Legalnie działające firmy bukmacherskie od lat narzekały, że w Polsce dławi je szara strefa, i rzeczywiście – zmiana przepisów, która weszła w życie wiosną zeszłego roku, przynosi już zaskakująco mocne, pozytywne efekty.
Walka o miliardy
Ich beneficjentem jest m.in. giełdowa Fortuna, która w zeszłym roku zapłaciła około 130 mln zł podatku, co przy obecnie obowiązującej stawce podatkowej i ok. 31-proc. udziale spółki w polskim rynku bukmacherskim pozwala oszacować jego wartość na ponad 3 mld zł. A to z kolei oznacza ponad 90-proc. wzrost rok do roku.

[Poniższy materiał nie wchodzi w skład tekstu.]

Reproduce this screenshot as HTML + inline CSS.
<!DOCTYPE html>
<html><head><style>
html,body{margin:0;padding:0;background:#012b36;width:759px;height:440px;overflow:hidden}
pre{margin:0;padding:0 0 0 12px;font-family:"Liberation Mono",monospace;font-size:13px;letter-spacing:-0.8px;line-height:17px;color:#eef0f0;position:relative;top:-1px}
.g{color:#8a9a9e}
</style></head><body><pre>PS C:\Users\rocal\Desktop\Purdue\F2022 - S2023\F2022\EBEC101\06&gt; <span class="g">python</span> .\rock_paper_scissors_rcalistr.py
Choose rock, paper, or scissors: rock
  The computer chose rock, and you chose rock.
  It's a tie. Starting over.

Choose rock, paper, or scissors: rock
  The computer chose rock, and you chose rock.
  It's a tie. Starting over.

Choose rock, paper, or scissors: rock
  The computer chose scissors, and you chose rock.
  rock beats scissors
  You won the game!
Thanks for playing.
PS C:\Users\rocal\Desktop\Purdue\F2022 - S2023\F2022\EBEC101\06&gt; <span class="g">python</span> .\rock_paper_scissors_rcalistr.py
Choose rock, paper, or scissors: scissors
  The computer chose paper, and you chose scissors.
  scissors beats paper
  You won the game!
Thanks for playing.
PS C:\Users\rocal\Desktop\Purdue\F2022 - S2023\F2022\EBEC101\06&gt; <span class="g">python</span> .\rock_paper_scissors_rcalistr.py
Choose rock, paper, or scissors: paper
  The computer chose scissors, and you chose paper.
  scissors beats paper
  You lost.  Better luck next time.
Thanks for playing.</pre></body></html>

W sumie w 2017 r. do budżetu państwa z tytułu podatku od gier wpłynęło ok. 400 mln zł (około 2,5 razy więcej niż w roku poprzednim). W tym roku będzie to kwota zdecydowanie wyższa. W latach 2018–2020 budżet państwa z tytułu podatku od gier mógłby otrzymać w sumie nawet kwotę rzędu 2,7 mld zł – szacuje Stowarzyszenie Graj Legalnie. Podkreśla jednocześnie, że niezbędna jest dalsza inicjatywa ustawodawcza oraz doprecyzowanie istniejących przepisów. Twierdzi, że regulator powinien zmienić formę opodatkowania zakładów wzajemnych oraz zracjonalizować obowiązujące stawki podatkowe. Obecnie działający w Polsce bukmacherzy płacą 12-proc. podatek od obrotu, który jest jednym z najwyższych w Europie – podkreślają działające w Polsce firmy.
Zmienia się nastawienie
Fortuna zapowiada walkę o udziały, ale obecnie zdecydowanym numerem jeden w naszym kraju jest grupa STS. Kontroluje 48 proc. licencjonowanej części rynku.